Questions 4 – 6 are designed to get people to really think about what kind of structure might be best for their data.  We have plenty of war stories about SQL databases being set up with dozens of interrelated tables and complex schemas for data sets that were no longer being updated.  As it turned out, the data could be written out as a single CSV file of a thousand rows by a hundred columns and this simpler format was actually more useful to the downstream consumers of data.  Others build overly complex systems based on outdated ideas of how much data can be stored on disk or in memory.  The ‘speed’ issue (5) has to do with transactional vs. archival databases and may be the topic of a future post but boils down to how up-to-date data access needs to be.  Are you designing an airline booking system that needs to be aware of transactions completed a few seconds ago or are your data only updated and released once a month?

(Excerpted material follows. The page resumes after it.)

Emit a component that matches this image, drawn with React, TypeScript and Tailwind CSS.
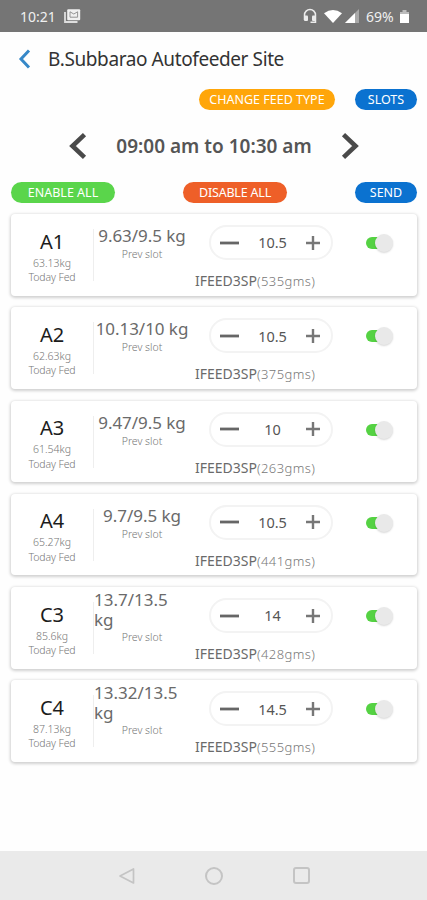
type Feeder = {
  name: string;
  fed: string;
  ratio: string;
  value: string;
  grams: number;
  wrap?: boolean;
};

const FEEDERS: Feeder[] = [
  { name: "A1", fed: "63.13kg", ratio: "9.63/9.5 kg", value: "10.5", grams: 535 },
  { name: "A2", fed: "62.63kg", ratio: "10.13/10 kg", value: "10.5", grams: 375 },
  { name: "A3", fed: "61.54kg", ratio: "9.47/9.5 kg", value: "10", grams: 263 },
  { name: "A4", fed: "65.27kg", ratio: "9.7/9.5 kg", value: "10.5", grams: 441 },
  { name: "C3", fed: "85.6kg", ratio: "13.7/13.5 kg", value: "14", grams: 428, wrap: true },
  { name: "C4", fed: "87.13kg", ratio: "13.32/13.5 kg", value: "14.5", grams: 555, wrap: true },
];

function StatusBar() {
  return (
    <header className="flex h-8 items-center bg-[#757575] pl-5 pr-[18px] text-[14px] text-[#f0f0f0]">
      <span className="w-[37px] whitespace-nowrap">10:21</span>
      <svg className="ml-[7px] h-4 w-[17px]" viewBox="0 0 17 16" fill="none" aria-hidden>
        <path d="M1 4v10h12.5" stroke="#dedede" strokeWidth="1.8" />
        <rect x="3.2" y="1.2" width="13" height="11" rx="1" fill="#f0f0f0" />
        <path d="M6 3.8v5.4h7.6V3.8L9.8 6z" stroke="#8a8a8a" strokeWidth="0.9" />
      </svg>
      <svg className="ml-auto h-4 w-[14px]" viewBox="0 0 14 16" fill="none" aria-hidden>
        <path d="M1.5 12V7a5.5 5.5 0 0 1 11 0v7.3h-5" stroke="#ececec" strokeWidth="1.5" />
        <rect x="1" y="7.5" width="4" height="5.5" rx="1" fill="#ececec" />
        <rect x="9" y="7.5" width="4" height="5.5" rx="1" fill="#ececec" />
      </svg>
      <svg className="ml-[7px] h-4 w-[18px]" viewBox="0 0 18 16" aria-hidden>
        <path d="M0 5.3Q9-1.300 18 5.300L9 15z" fill="#fff" />
      </svg>
      <svg className="ml-[3px] h-4 w-[14px]" viewBox="0 0 14 16" aria-hidden>
        <path d="M0 15 14 1v14z" fill="#a9a9a9" />
        <path d="M0 15 10 5v10z" fill="#fff" />
      </svg>
      <span className="ml-[7px] w-[30px] whitespace-nowrap">69%</span>
      <svg className="ml-[4px] h-[15px] w-[9px]" viewBox="0 0 9 15" aria-hidden>
        <path d="M2.5 1h4v2H9v11H0V3h2.5z" fill="#bcbcbc" />
        <path d="M0 5h9v9H0z" fill="#fff" />
      </svg>
    </header>
  );
}

function Toggle() {
  return (
    <button className="relative mt-[20px] h-[18px] w-[27px]" role="switch" aria-checked="true" aria-label="Feeder enabled">
      <span className="absolute left-0 top-[3px] h-3 w-5 rounded-full bg-[#55d243]" />
      <span className="absolute right-0 top-0 h-[18px] w-[18px] rounded-full bg-[#e9e9e9] shadow-[0_1px_2px_rgba(0,0,0,0.16)]" />
    </button>
  );
}

function Stepper({ value }: { value: string }) {
  return (
    <div className="flex h-[35px] w-[124px] items-center rounded-full border-2 border-[#f3f3f3] pl-[9px] pr-[11px]">
      <svg className="h-[18px] w-[19px] shrink-0" viewBox="0 0 19 18" aria-hidden>
        <path d="M0 9h19" stroke="#666" strokeWidth="2.8" />
      </svg>
      <span className="flex-1 text-center text-[14.5px] leading-none tracking-[-0.1px] text-[#555]">{value}</span>
      <svg className="h-[14px] w-[14px] shrink-0" viewBox="0 0 14 14" aria-hidden>
        <path d="M0 7h14M7 0v14" stroke="#777" strokeWidth="2.4" />
      </svg>
    </div>
  );
}

function FeederCard({ feeder }: { feeder: Feeder }) {
  return (
    <article className="flex h-[81.5px] rounded-[4px] bg-white shadow-[0_1px_3px_1px_rgba(0,0,0,0.18)]">
      <div className="flex w-[82px] shrink-0 flex-col items-center pt-[13.5px]">
        <h2 className="text-[20px] leading-[28px] text-[#1c1c1c]">{feeder.name}</h2>
        <p className="text-[10.5px] font-light leading-[14.5px] text-[#777]">{feeder.fed}</p>
        <p className="whitespace-nowrap text-[10.5px] font-light leading-[15px] tracking-[-0.1px] text-[#777]">Today Fed</p>
      </div>
      <div className="mt-[15px] h-[52px] w-px shrink-0 bg-[#eeeeee]" />
      <div className={`w-[96px] shrink-0 ${feeder.wrap ? "pt-[3px]" : "pt-[12px]"}`}>
        <p
          className={`text-[17px] leading-[20px] text-[#6a6a6a] ${
            feeder.wrap ? "w-[90px]" : "whitespace-nowrap text-center tracking-[-0.05px]"
          }`}
        >
          {feeder.ratio}
        </p>
        <p
          className={`text-center text-[10.5px] font-light leading-[16px] text-[#777] ${
            feeder.wrap ? "-mt-px" : ""
          }`}
        >
          Prev slot
        </p>
      </div>
      <div className="flex w-[176px] shrink-0 flex-col pt-[11px]">
        <div className="pl-[19px]">
          <Stepper value={feeder.value} />
        </div>
        <p className="mt-[11px] whitespace-nowrap pl-[5px] text-[14px] leading-[20px] text-[#6a6a6a]">
          IFEED3SP<span className="text-[13px] font-light tracking-[0.4px] text-[#777]">({feeder.grams}gms)</span>
        </p>
      </div>
      <Toggle />
    </article>
  );
}

export default function App() {
  return (
    <div className="flex h-[900px] w-[427px] flex-col overflow-hidden bg-[#fefefe] font-['Noto_Sans',sans-serif]">
      <StatusBar />

      <div className="flex h-[54px] items-center pl-[18px]">
        <svg className="h-[20px] w-[13px]" viewBox="0 0 13 20" fill="none" aria-hidden>
          <path d="M11 1.5 3 10l8 8.5" stroke="#3688c8" strokeWidth="3" />
        </svg>
        <h1 className="ml-[17px] whitespace-nowrap text-[19px] leading-none tracking-[-0.4px] text-[#333]">
          B.Subbarao Autofeeder Site
        </h1>
      </div>

      <div className="mt-[3px] flex h-[21px] justify-end gap-[20px] pr-[10px] text-[12.5px] leading-[21px] text-white">
        <button className="w-[136px] whitespace-nowrap rounded-full bg-[#ffa60a]">CHANGE FEED TYPE</button>
        <button className="w-[62px] rounded-full bg-[#0b72d0]">SLOTS</button>
      </div>

      <div className="mt-[17px] flex h-[38px] items-center pl-[69px] pr-[68px]">
        <svg className="h-[26px] w-[18px]" viewBox="0 0 18 26" fill="none" aria-hidden>
          <path d="M15.5 1.7 3.5 13l12 11.3" stroke="#4a4a4a" strokeWidth="4.6" />
        </svg>
        <p className="flex-1 whitespace-nowrap text-center text-[19px] font-semibold leading-none text-[#555]">
          09:00 am to 10:30 am
        </p>
        <svg className="h-[26px] w-[18px]" viewBox="0 0 18 26" fill="none" aria-hidden>
          <path d="M2.5 1.7 14.5 13l-12 11.3" stroke="#4a4a4a" strokeWidth="4.6" />
        </svg>
      </div>

      <div className="mt-[17px] flex h-[21px] pl-[11px] text-[12.5px] leading-[21px] text-white">
        <button className="w-[104px] whitespace-nowrap rounded-full bg-[#5ad54b]">ENABLE ALL</button>
        <button className="ml-[68px] w-[104px] whitespace-nowrap rounded-full bg-[#ee5f28] tracking-[-0.2px]">
          DISABLE ALL
        </button>
        <button className="ml-[68px] w-[62px] rounded-full bg-[#0b72d0]">SEND</button>
      </div>

      <main className="mt-[11px] flex flex-col gap-[11.8px] pl-[11px] pr-[10px]">
        {FEEDERS.map((feeder) => (
          <FeederCard key={feeder.name} feeder={feeder} />
        ))}
      </main>

      <nav className="mt-auto flex h-[49px] items-center bg-[#eaeaea] pl-[118px]">
        <svg className="h-[18px] w-[17px]" viewBox="0 0 17 18" fill="none" aria-hidden>
          <path d="M2 9 15.5 2v14z" stroke="#c4c4c4" strokeWidth="1.7" strokeLinejoin="round" />
        </svg>
        <span className="ml-[70px] h-[18px] w-[18px] rounded-full border-2 border-[#c4c4c4]" />
        <span className="ml-[70px] h-[17px] w-[17px] rounded-[3px] border-2 border-[#c4c4c4]" />
      </nav>
    </div>
  );
}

The last section on functionality has several leading questions to get people thinking about what a data management system could have.  We believe that data should be validated, updated, trackable, etc. and these questions need to be answered before you design your data handling system.  We also believe that it is in the interest of everyone to make vetted data, analyses and visualizations available to as broad an audience as possible.  Publicly available data and analysis allow us to harness the interest and skills of people we may not even know about.  It is important to plan on internet access even if the budget only allows for a web page pointing to publicly available CSV files.  Even that would be a far sight better than no data access at all or keeping the data essentially locked up in a complicated software system.

Best of luck answering your own data management questions!